Larry Neumark, by contrast, believes the war was a mistake and will vote accordingly. H won't publicly support any candidates because he's the Protestant chaplain at Frostburg State.
In the words of the Rev. William Sloane Coffin, chaplain of Yale University during the Vietnam War, Neumark is having a "lover's quarrel" with his government over Iraq.
Shortly after the invasion in March 2003, Neumark started what's called the Iraq Group, an informal gathering of students and professors who periodically meet to discuss topics related to the war. David Norman has criticized them on the radio for being "unpatriotic."
"It's a lonely place to be," says Cherie Snyder, referring to the life of an anti-war activist in Western Maryland.
Snyder, 55, teaches social work at Allegany College of Maryland in Cumberland and joined the Iraq Group early on. She remembers watching television the day U.S. bombs first fell on Baghdad and "feeling this horrible sense of foreboding."
As a Quaker, she opposes violence of any kind. The Iraq war, therefore, will be "a critical factor" in almost all her votes, which Snyder will cast for Duck, Cardin and Democratic challenger Martin O'Malley in the gubernatorial race.

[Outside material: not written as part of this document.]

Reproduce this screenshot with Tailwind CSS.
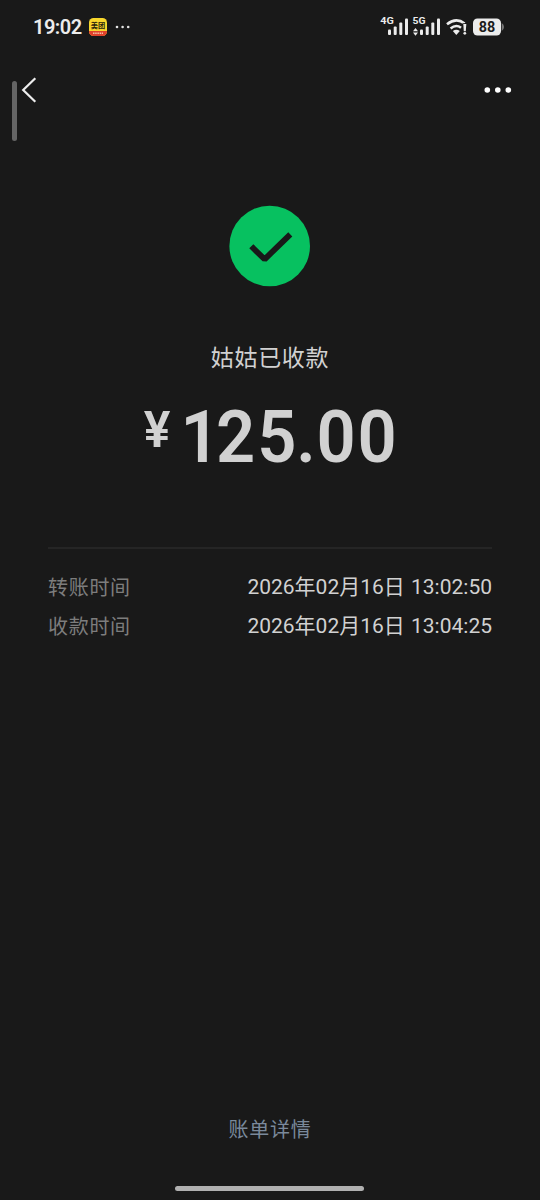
<!DOCTYPE html>
<html lang="zh-CN">
<head>
<meta charset="utf-8">
<title>转账详情</title>
<script src="https://cdn.jsdelivr.net/npm/@tailwindcss/browser@4"></script>
</head>
<body class="bg-[#191919]">
<main class="relative flex h-[1200px] w-[540px] flex-col overflow-hidden bg-[#191919] font-['Roboto','Noto_Sans_CJK_SC',sans-serif] text-[#d1d1d1]">
  <header class="flex h-[54px] items-center justify-between pl-[33px] pr-[36px] text-[#ececec]">
    <div class="flex items-center">
      <span class="w-[56px] text-[20px] leading-[54px] font-semibold tracking-[-0.5px]">19:02</span>
      <svg class="block" width="18" height="18" viewBox="0 0 18 18">
        <defs><clipPath id="app"><rect width="18" height="18" rx="4.5"/></clipPath></defs>
        <g clip-path="url(#app)">
          <rect width="18" height="18" fill="#f8d72c"/>
          <rect y="13" width="18" height="5" fill="#e0412c"/>
        </g>
        <text x="9" y="10.3" text-anchor="middle" font-family="Noto Sans CJK SC" font-weight="700" font-size="7.2" fill="#29240c">美团</text>
        <path d="M4 15.3h10" stroke="#f5c3a5" stroke-width="1.5" stroke-dasharray="1.5 .7"/>
      </svg>
      <svg class="ml-[8px] block" width="16" height="4" viewBox="0 0 16 4" fill="#e4e4e4"><circle cx="2" cy="2" r="1.3"/><circle cx="7.6" cy="2" r="1.3"/><circle cx="13.2" cy="2" r="1.3"/></svg>
    </div>
    <svg class="block" width="124" height="24" viewBox="380 14.500 124 24" fill="#ececec">
      <g font-family="Roboto" font-weight="700" font-size="9.8"><text x="380.3" y="23.8" textLength="13.5" lengthAdjust="spacingAndGlyphs">4G</text><text x="412.5" y="23.8" textLength="13" lengthAdjust="spacingAndGlyphs">5G</text></g>
      <g><rect x="388" y="29" width="3" height="5.5" rx="1"/><rect x="393.7" y="26" width="3" height="8.5" rx="1"/><rect x="399.3" y="22" width="3" height="12.5" rx="1"/><rect x="405" y="18" width="3" height="16.5" rx="1"/></g>
      <g><rect x="420" y="29" width="3" height="5.5" rx="1"/><rect x="425.7" y="26" width="3" height="8.5" rx="1"/><rect x="431.3" y="22" width="3" height="12.5" rx="1"/><rect x="437" y="18" width="3" height="16.5" rx="1"/></g>
      <path d="M413 30.700l2.500-3.300 2.500 3.300zM413 31.900l2.500 3.300 2.500-3.300z"/>
      <g fill="none" stroke="#ececec" stroke-width="2.600"><path d="M447 23.800Q456.200 16.500 464.600 23"/><path d="M450.600 28Q456 23.400 461 27.300"/></g>
      <path d="M452.800 30.600Q456.300 27.800 459.800 30.600L456.300 34.500z"/>
      <path d="M463.300 23.500h3l-.5 7.200h-2z" stroke="#191919" stroke-width="1.600" paint-order="stroke"/><circle cx="464.800" cy="32.800" r="1.400"/>
      <rect x="473" y="18" width="28" height="17" rx="4.5"/>
      <path d="M501.700 22.500q2.300 1.300 2.300 4t-2.300 4z" fill="#777"/>
      <text x="487" y="31.5" text-anchor="middle" font-family="Roboto" font-weight="700" font-size="14" textLength="16.5" lengthAdjust="spacingAndGlyphs" fill="#1b1b1b">88</text>
    </svg>
  </header>
  <nav class="flex h-[72px] items-center justify-between pl-[21px] pr-[28px]">
    <svg class="block" width="16" height="28" viewBox="0 0 16 28" fill="none" stroke="#ededed" stroke-width="2.200"><path d="M14.300 2.300L2.200 14l12.100 11.700"/></svg>
    <svg class="block" width="28" height="8" viewBox="0 0 28 8" fill="#fff"><circle cx="3.300" cy="4" r="2.800"/><circle cx="13.800" cy="4" r="2.800"/><circle cx="24.300" cy="4" r="2.800"/></svg>
  </nav>
  <div class="absolute left-[12px] top-[81px] h-[60px] w-[5px] rounded-full bg-[#656565]"></div>
  <section class="flex flex-col items-center pt-[79px]">
    <svg class="block" width="82" height="82" viewBox="0 0 82 82"><circle cx="40.700" cy="41" r="40.300" fill="#07c160"/><path d="M22.300 41.300L35.600 54.300 61.300 29.300" fill="none" stroke="#191919" stroke-width="5.800" stroke-linejoin="bevel"/></svg>
    <h1 class="mt-[54px] h-[36px] text-[23px] leading-[36px] font-normal tracking-[0.7px]">姑姑已收款</h1>
    <svg class="mt-[14px] block overflow-visible" width="540" height="94" viewBox="0 0 540 94" fill="#d1d1d1" font-family="Roboto" font-weight="600" text-anchor="middle">
      <text x="157" y="56" font-size="50">¥</text>
      <g transform="scale(.94 1)"><text y="71.300" font-size="73" x="213 250.600 294.500 325.500 357.600 401.200">125.00</text></g>
    </svg>
  </section>
  <dl class="mx-[48px] mt-[62px] flex flex-col border-t-2 border-[#252525] pt-[19px] text-[20px] leading-[39px]">
    <div class="flex h-[39px] justify-between"><dt class="pt-px tracking-[0.7px] text-[#7d7d7d]">转账时间</dt><dd class="text-[21px] [word-spacing:1px]">2026年02月16日 13:02:50</dd></div>
    <div class="flex h-[39px] justify-between"><dt class="pt-px tracking-[0.7px] text-[#7d7d7d]">收款时间</dt><dd class="text-[21px] [word-spacing:1px]">2026年02月16日 13:04:25</dd></div>
  </dl>
  <footer class="mt-auto flex flex-col items-center pb-[9px]">
    <a class="text-[20px] leading-[32px] tracking-[0.7px] text-[#7a899b]">账单详情</a>
    <div class="mr-px mt-[40px] h-[5px] w-[189px] rounded-full bg-[#b0b0b0]"></div>
  </footer>
</main>
</body>
</html>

Snyder serves as faculty adviser to the campus Peace Studies Club. But this isn't the 1960s. Club members' passion for peace seems to simmer rather than boil and doesn't readily translate into political action.

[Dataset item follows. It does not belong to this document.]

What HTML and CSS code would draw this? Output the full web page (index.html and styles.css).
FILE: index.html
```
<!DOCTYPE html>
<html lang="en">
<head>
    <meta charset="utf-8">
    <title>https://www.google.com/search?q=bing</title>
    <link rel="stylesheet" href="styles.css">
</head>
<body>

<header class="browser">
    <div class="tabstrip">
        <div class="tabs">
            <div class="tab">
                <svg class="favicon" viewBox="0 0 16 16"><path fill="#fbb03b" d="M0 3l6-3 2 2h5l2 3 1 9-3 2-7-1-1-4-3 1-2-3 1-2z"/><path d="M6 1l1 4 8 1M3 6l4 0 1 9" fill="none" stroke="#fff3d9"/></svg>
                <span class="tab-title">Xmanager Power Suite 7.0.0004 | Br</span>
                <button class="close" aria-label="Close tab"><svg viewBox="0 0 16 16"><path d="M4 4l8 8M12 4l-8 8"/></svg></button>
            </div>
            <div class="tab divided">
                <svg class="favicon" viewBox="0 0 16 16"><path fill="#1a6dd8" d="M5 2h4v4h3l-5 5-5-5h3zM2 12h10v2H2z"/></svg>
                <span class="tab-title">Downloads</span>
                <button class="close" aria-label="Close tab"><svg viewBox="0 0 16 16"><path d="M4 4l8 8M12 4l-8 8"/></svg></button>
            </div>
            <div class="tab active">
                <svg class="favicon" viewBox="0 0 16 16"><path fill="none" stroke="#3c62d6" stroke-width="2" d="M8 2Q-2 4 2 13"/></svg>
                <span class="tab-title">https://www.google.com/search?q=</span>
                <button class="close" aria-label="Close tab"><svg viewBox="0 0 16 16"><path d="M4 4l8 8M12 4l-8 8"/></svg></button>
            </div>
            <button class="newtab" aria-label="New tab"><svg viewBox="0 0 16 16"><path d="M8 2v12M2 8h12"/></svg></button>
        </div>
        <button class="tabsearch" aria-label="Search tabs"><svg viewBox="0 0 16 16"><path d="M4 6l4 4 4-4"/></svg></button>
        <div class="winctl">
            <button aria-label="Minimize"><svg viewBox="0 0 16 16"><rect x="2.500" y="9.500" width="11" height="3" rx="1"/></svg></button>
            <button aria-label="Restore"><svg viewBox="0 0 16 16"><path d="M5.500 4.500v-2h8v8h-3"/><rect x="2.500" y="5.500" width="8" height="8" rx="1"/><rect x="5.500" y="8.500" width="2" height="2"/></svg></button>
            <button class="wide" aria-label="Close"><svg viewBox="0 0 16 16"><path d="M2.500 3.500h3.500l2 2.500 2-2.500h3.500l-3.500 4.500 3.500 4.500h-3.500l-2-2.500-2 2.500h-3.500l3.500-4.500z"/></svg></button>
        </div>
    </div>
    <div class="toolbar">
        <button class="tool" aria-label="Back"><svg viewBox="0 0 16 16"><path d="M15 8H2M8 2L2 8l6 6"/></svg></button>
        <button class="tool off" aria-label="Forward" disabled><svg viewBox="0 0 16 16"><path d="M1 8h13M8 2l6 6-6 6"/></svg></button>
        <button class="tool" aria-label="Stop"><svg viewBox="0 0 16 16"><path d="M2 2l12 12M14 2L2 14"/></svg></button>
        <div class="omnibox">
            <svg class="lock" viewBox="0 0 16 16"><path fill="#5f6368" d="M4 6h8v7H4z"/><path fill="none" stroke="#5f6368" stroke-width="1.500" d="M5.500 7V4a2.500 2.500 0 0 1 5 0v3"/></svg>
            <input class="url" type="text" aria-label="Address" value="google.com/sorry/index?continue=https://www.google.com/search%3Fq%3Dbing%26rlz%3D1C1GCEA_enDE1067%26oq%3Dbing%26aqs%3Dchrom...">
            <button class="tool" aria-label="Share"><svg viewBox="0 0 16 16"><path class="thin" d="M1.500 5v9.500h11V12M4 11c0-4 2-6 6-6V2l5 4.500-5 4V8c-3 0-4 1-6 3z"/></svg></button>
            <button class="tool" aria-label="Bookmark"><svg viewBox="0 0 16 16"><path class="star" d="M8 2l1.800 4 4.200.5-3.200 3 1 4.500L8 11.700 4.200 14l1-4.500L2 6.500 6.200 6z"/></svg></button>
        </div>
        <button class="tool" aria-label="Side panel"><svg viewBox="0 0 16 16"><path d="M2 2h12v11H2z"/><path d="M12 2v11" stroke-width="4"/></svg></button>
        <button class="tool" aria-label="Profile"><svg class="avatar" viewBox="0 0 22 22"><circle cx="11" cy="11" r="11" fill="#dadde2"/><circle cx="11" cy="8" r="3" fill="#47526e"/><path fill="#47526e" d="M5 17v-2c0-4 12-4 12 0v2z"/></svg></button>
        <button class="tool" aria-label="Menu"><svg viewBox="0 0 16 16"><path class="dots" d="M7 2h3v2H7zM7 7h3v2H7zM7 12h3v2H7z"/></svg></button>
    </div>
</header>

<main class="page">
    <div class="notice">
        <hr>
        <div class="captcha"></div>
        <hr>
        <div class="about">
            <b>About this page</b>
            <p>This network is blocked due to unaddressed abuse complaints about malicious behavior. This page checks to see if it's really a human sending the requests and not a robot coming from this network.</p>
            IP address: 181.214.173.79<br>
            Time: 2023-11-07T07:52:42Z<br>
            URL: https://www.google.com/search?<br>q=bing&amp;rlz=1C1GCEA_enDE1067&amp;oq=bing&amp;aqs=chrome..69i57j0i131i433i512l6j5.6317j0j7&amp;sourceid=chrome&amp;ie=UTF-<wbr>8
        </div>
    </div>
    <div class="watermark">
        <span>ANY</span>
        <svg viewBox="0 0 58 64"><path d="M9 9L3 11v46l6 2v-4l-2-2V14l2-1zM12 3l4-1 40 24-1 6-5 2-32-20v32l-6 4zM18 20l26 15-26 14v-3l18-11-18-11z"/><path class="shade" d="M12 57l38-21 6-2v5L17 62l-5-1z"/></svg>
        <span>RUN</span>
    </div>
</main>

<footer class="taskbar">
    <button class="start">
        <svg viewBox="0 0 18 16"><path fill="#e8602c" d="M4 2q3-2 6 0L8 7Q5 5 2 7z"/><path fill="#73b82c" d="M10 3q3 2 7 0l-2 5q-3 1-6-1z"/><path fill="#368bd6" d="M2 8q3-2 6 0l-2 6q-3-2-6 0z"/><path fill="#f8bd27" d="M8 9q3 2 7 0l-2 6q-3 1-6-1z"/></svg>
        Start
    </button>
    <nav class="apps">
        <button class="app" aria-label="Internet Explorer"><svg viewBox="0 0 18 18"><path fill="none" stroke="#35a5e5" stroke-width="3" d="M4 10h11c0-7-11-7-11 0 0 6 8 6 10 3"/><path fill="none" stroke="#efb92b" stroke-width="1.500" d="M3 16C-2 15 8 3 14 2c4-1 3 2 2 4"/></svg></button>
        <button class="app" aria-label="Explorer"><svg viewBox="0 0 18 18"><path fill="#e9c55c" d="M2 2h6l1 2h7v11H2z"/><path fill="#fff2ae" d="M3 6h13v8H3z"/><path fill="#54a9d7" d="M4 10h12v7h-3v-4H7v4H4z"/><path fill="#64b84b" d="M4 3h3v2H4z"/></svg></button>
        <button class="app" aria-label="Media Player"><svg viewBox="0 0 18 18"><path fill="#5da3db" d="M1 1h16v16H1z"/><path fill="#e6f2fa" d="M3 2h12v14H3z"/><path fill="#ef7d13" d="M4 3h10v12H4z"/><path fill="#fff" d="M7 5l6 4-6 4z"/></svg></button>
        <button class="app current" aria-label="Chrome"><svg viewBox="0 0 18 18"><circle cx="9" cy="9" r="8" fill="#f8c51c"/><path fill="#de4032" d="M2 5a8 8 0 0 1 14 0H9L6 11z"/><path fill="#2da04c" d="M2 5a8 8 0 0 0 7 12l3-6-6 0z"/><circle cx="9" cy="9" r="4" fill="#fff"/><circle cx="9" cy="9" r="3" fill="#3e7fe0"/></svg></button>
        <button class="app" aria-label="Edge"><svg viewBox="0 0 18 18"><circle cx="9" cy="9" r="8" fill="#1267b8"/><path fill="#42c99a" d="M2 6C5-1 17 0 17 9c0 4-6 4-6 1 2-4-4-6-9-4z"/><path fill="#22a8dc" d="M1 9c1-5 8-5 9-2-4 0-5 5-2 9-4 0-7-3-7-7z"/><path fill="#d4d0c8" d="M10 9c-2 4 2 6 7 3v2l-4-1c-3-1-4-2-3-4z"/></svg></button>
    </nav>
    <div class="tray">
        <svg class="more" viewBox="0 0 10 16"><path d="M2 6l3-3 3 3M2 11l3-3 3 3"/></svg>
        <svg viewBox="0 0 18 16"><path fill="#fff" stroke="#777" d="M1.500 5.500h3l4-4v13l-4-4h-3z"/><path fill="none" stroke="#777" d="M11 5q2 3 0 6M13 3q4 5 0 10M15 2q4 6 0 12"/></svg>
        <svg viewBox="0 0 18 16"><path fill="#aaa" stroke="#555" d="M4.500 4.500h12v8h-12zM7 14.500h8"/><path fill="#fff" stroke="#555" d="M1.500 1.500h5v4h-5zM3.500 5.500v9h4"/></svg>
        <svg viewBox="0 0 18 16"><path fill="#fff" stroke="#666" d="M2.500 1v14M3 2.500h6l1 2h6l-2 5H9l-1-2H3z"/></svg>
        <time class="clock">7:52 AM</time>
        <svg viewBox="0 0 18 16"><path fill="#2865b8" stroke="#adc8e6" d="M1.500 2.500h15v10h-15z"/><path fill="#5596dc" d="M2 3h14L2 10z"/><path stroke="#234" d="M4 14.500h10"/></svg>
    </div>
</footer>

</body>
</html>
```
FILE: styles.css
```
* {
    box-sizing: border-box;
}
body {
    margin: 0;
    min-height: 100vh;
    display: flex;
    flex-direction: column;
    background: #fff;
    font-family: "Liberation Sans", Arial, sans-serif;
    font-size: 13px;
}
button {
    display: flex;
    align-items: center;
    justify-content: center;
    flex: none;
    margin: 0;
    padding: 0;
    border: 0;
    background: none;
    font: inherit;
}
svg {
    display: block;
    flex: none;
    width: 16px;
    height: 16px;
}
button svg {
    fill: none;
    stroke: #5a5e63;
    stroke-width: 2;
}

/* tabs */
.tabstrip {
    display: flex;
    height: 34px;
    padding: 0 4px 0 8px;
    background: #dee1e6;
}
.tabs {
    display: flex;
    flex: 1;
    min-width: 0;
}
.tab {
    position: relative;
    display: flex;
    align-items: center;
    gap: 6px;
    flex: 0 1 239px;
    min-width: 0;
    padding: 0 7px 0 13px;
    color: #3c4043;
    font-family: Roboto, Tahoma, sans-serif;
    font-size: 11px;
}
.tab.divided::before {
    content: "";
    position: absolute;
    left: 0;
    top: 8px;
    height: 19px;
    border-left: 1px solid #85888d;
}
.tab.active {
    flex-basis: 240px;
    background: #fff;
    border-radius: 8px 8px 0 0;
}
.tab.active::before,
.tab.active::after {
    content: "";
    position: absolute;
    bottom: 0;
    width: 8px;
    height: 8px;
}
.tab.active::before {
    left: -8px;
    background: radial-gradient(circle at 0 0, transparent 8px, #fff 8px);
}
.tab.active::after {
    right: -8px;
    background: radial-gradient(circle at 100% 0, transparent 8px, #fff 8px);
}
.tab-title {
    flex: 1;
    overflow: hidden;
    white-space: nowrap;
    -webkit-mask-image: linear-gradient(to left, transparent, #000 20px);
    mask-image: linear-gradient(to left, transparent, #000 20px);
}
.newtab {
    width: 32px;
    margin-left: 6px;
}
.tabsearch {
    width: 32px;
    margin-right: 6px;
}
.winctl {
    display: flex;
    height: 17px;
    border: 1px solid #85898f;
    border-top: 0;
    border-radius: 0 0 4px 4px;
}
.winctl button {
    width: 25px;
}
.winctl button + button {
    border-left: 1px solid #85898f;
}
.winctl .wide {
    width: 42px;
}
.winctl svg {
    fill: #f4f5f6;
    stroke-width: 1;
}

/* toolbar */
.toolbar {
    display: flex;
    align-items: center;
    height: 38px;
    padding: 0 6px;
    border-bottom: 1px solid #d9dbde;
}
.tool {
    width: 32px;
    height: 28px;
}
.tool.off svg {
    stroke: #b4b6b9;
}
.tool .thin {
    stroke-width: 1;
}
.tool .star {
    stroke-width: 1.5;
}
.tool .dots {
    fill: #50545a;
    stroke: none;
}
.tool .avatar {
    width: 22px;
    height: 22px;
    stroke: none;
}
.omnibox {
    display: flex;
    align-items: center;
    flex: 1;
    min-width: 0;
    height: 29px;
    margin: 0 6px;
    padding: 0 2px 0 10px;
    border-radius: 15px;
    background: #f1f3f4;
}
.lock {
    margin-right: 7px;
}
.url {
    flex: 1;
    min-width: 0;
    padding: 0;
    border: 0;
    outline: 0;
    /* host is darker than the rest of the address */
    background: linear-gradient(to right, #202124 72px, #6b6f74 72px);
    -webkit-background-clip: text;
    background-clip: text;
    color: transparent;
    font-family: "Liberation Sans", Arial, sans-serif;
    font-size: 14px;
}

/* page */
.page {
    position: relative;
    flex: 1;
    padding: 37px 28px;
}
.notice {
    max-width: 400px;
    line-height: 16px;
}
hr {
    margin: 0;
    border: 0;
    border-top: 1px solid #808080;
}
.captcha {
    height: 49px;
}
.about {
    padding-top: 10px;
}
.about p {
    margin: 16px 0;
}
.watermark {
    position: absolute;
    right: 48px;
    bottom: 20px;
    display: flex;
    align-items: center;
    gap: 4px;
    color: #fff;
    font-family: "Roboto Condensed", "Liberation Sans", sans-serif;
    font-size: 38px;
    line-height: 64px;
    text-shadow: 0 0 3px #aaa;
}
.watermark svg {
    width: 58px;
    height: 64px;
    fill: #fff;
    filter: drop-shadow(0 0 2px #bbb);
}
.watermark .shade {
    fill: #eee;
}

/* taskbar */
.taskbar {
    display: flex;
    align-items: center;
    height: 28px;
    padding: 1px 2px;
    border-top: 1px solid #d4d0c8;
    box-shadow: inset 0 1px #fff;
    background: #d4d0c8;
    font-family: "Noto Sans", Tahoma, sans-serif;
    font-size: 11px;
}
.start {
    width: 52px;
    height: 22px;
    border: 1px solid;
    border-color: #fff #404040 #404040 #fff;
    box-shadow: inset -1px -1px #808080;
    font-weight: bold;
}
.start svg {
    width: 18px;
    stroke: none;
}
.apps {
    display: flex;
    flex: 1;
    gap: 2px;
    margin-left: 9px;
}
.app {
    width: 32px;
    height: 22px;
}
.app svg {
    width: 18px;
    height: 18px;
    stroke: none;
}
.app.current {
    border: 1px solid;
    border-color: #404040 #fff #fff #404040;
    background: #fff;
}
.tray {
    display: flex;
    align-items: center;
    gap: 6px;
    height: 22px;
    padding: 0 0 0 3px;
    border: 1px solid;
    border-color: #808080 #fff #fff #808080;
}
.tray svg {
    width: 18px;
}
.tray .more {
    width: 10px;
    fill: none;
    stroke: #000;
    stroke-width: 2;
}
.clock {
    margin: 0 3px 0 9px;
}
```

"What does this say to our children? 'Let's just go over there and invade,'" says Amanda Kruise, a 28-year-old mother of four. "I'm trying to teach my daughter to be peaceful and giving."
"I'm against the war," says Karl Glocker, 30. "We've been over there so long; I kind of don't even think about it anymore, to tell you the truth."
Glocker is a registered Democrat. Kruise is a Republican. Both peace club members are unfamiliar with Andrew Duck's Iraq campaign message. Both have yet to make election picks.
"I think people are numb," Glocker says of the war.
The Rev. Edward Hendricks, the Roman Catholic chaplain at Frostburg State, also belongs to the Iraq Group. "Father Ed" believes a corner has been turned.
"People are beginning to ask questions," he says. "It's sad it has taken five years to happen, but at least they're asking questions."
Just south of downtown Cumberland on Route 53 is a row of blue storage sheds. A large sign hangs on the side of one. "Let's Roll," it reads. "In memory of Flight 93. September 11, 2001."
The sign includes a picture of Jesus gazing up at that doomed airplane. The memorial was erected by a West Virginia couple who wanted to honor all the passengers who died in Shanksville, Pa.
They lease the property to Randy Shreve. He runs a landscaping business with his wife, Lauri Adams. One of their employees is Jeff Appel. All three went to high school together in Cumberland 25 years ago. All three worry about Iraq.
"To me, we have a moral obligation not to bail out of there," says Appel, a Republican disappointed in President Bush.
"There needs to be a time frame," says Adams, a Democrat. "We're not the policeman of the world. ... It's like Vietnam all over. Who's the enemy?"
Adams will vote for Duck and Cardin. The men are still mulling over their votes.
A few miles farther down the road is tiny Cresaptown, home to the 372nd Military Police. There you'll find another sign.
It stands in front of Calvary Baptist Church, and the words serve as an appropriate footnote to the uneasiness hanging over the valley this fall.
"It's hard to stumble when you're on your knees. Pray for our country & vote."